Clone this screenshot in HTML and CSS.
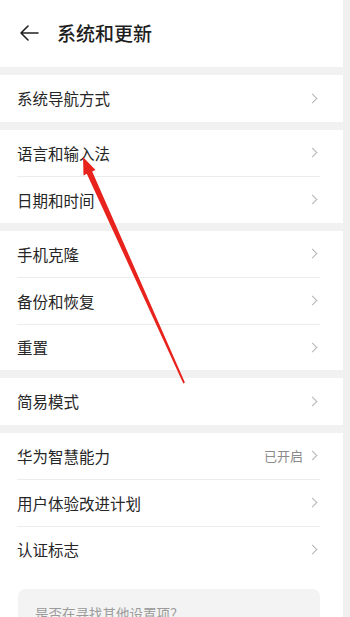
FILE: index.html
```html
<!DOCTYPE html>
<html lang="zh">
<head>
<meta charset="utf-8">
<link rel="stylesheet" href="styles.css">
</head>
<body>
<div class="page">
  <main class="main">
    <header class="header">
      <svg class="back" width="20" height="16" viewBox="0 0 20 16"><path d="M9 1 L2 8 L9 15 M2 8 H19" fill="none" stroke="#222" stroke-width="1.6" stroke-linecap="round" stroke-linejoin="round"/></svg>
      <span class="title">系统和更新</span>
    </header>
    <section class="card">
      <div class="row"><span class="label">系统导航方式</span><span class="chev"></span></div>
    </section>
    <section class="card">
      <div class="row"><span class="label">语言和输入法</span><span class="chev"></span></div>
      <div class="row"><span class="label">日期和时间</span><span class="chev"></span></div>
    </section>
    <section class="card">
      <div class="row"><span class="label">手机克隆</span><span class="chev"></span></div>
      <div class="row"><span class="label">备份和恢复</span><span class="chev"></span></div>
      <div class="row"><span class="label">重置</span><span class="chev"></span></div>
    </section>
    <section class="card">
      <div class="row"><span class="label">简易模式</span><span class="chev"></span></div>
    </section>
    <section class="card last">
      <div class="row"><span class="label">华为智慧能力</span><span class="value">已开启</span><span class="chev"></span></div>
      <div class="row"><span class="label">用户体验改进计划</span><span class="chev"></span></div>
      <div class="row"><span class="label">认证标志</span><span class="chev"></span></div>
      <div class="hint"><span class="hint-text">是否在寻找其他设置项？</span></div>
    </section>
  </main>
  <div class="side"></div>
</div>
<svg class="arrow" width="350" height="617" viewBox="0 0 350 617">
  <polygon points="83,157 95.5,170 92.2,171.4 184.9,382.6 183.3,383.4 86.8,173.8 83.5,175.5" fill="#e8231d"/>
</svg>
</body>
</html>
```
FILE: styles.css
```css
html, body {
  margin: 0;
  padding: 0;
}
body {
  width: 350px;
  height: 617px;
  overflow: hidden;
  background: #f1f1f1;
  font-family: "Noto Sans CJK SC", "Noto Sans", sans-serif;
  color: #222;
  position: relative;
}
.page {
  display: flex;
  height: 617px;
  overflow: hidden;
}
.main {
  width: 343px;
  display: flex;
  flex-direction: column;
  gap: 8px;
}
.side {
  flex: 1;
  background: #f0f0f0;
}
.header {
  flex-shrink: 0;
  height: 67px;
  background: #fff;
  display: flex;
  align-items: center;
  padding: 0 0 2px 19px;
  box-sizing: border-box;
}
.back {
  margin-right: 18px;
}
.title {
  font-size: 19px;
  font-weight: 500;
  color: #1e1e1e;
}
.card {
  flex-shrink: 0;
  background: #fff;
}
.card.last {
  flex: 1 0 auto;
}
.row {
  height: 46.5px;
  margin: 0 23px 0 17px;
  display: flex;
  align-items: center;
  border-top: 1px solid #ececec;
  box-sizing: border-box;
}
.row:first-child {
  border-top: none;
}
.label {
  flex: 1;
  font-size: 15.5px;
  color: #262626;
}
.value {
  font-size: 13px;
  color: #8a8a8a;
  margin-right: 6px;
}
.chev {
  width: 6px;
  height: 6px;
  border-top: 1.4px solid #b5b5b5;
  border-right: 1.4px solid #b5b5b5;
  transform: rotate(45deg);
  margin-right: 4px;
}
.hint {
  margin: 17px 23px 0 18px;
  height: 60px;
  background: #f3f3f3;
  border-radius: 7px;
  padding: 11px 0 0 17px;
  box-sizing: border-box;
}
.hint-text {
  font-size: 13.5px;
  color: #9a9a9a;
}
.arrow {
  position: absolute;
  left: 0;
  top: 0;
  pointer-events: none;
}
```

☆ ☆ ☆ ☆

** WRITTEN REQUEST **
With the pictures left out, transcribe the material exactly.

** TASK OUTPUT **
Clone this screenshot in HTML and CSS.
FILE: index.html
```html
<!DOCTYPE html>
<html lang="zh">
<head>
<meta charset="utf-8">
<link rel="stylesheet" href="styles.css">
</head>
<body>
<div class="page">
  <main class="main">
    <header class="header">
      <svg class="back" width="20" height="16" viewBox="0 0 20 16"><path d="M9 1 L2 8 L9 15 M2 8 H19" fill="none" stroke="#222" stroke-width="1.6" stroke-linecap="round" stroke-linejoin="round"/></svg>
      <span class="title">系统和更新</span>
    </header>
    <section class="card">
      <div class="row"><span class="label">系统导航方式</span><span class="chev"></span></div>
    </section>
    <section class="card">
      <div class="row"><span class="label">语言和输入法</span><span class="chev"></span></div>
      <div class="row"><span class="label">日期和时间</span><span class="chev"></span></div>
    </section>
    <section class="card">
      <div class="row"><span class="label">手机克隆</span><span class="chev"></span></div>
      <div class="row"><span class="label">备份和恢复</span><span class="chev"></span></div>
      <div class="row"><span class="label">重置</span><span class="chev"></span></div>
    </section>
    <section class="card">
      <div class="row"><span class="label">简易模式</span><span class="chev"></span></div>
    </section>
    <section class="card last">
      <div class="row"><span class="label">华为智慧能力</span><span class="value">已开启</span><span class="chev"></span></div>
      <div class="row"><span class="label">用户体验改进计划</span><span class="chev"></span></div>
      <div class="row"><span class="label">认证标志</span><span class="chev"></span></div>
      <div class="hint"><span class="hint-text">是否在寻找其他设置项？</span></div>
    </section>
  </main>
  <div class="side"></div>
</div>
<svg class="arrow" width="350" height="617" viewBox="0 0 350 617">
  <polygon points="83,157 95.5,170 92.2,171.4 184.9,382.6 183.3,383.4 86.8,173.8 83.5,175.5" fill="#e8231d"/>
</svg>
</body>
</html>
```
FILE: styles.css
```css
html, body {
  margin: 0;
  padding: 0;
}
body {
  width: 350px;
  height: 617px;
  overflow: hidden;
  background: #f1f1f1;
  font-family: "Noto Sans CJK SC", "Noto Sans", sans-serif;
  color: #222;
  position: relative;
}
.page {
  display: flex;
  height: 617px;
  overflow: hidden;
}
.main {
  width: 343px;
  display: flex;
  flex-direction: column;
  gap: 8px;
}
.side {
  flex: 1;
  background: #f0f0f0;
}
.header {
  flex-shrink: 0;
  height: 67px;
  background: #fff;
  display: flex;
  align-items: center;
  padding: 0 0 2px 19px;
  box-sizing: border-box;
}
.back {
  margin-right: 18px;
}
.title {
  font-size: 19px;
  font-weight: 500;
  color: #1e1e1e;
}
.card {
  flex-shrink: 0;
  background: #fff;
}
.card.last {
  flex: 1 0 auto;
}
.row {
  height: 46.5px;
  margin: 0 23px 0 17px;
  display: flex;
  align-items: center;
  border-top: 1px solid #ececec;
  box-sizing: border-box;
}
.row:first-child {
  border-top: none;
}
.label {
  flex: 1;
  font-size: 15.5px;
  color: #262626;
}
.value {
  font-size: 13px;
  color: #8a8a8a;
  margin-right: 6px;
}
.chev {
  width: 6px;
  height: 6px;
  border-top: 1.4px solid #b5b5b5;
  border-right: 1.4px solid #b5b5b5;
  transform: rotate(45deg);
  margin-right: 4px;
}
.hint {
  margin: 17px 23px 0 18px;
  height: 60px;
  background: #f3f3f3;
  border-radius: 7px;
  padding: 11px 0 0 17px;
  box-sizing: border-box;
}
.hint-text {
  font-size: 13.5px;
  color: #9a9a9a;
}
.arrow {
  position: absolute;
  left: 0;
  top: 0;
  pointer-events: none;
}
```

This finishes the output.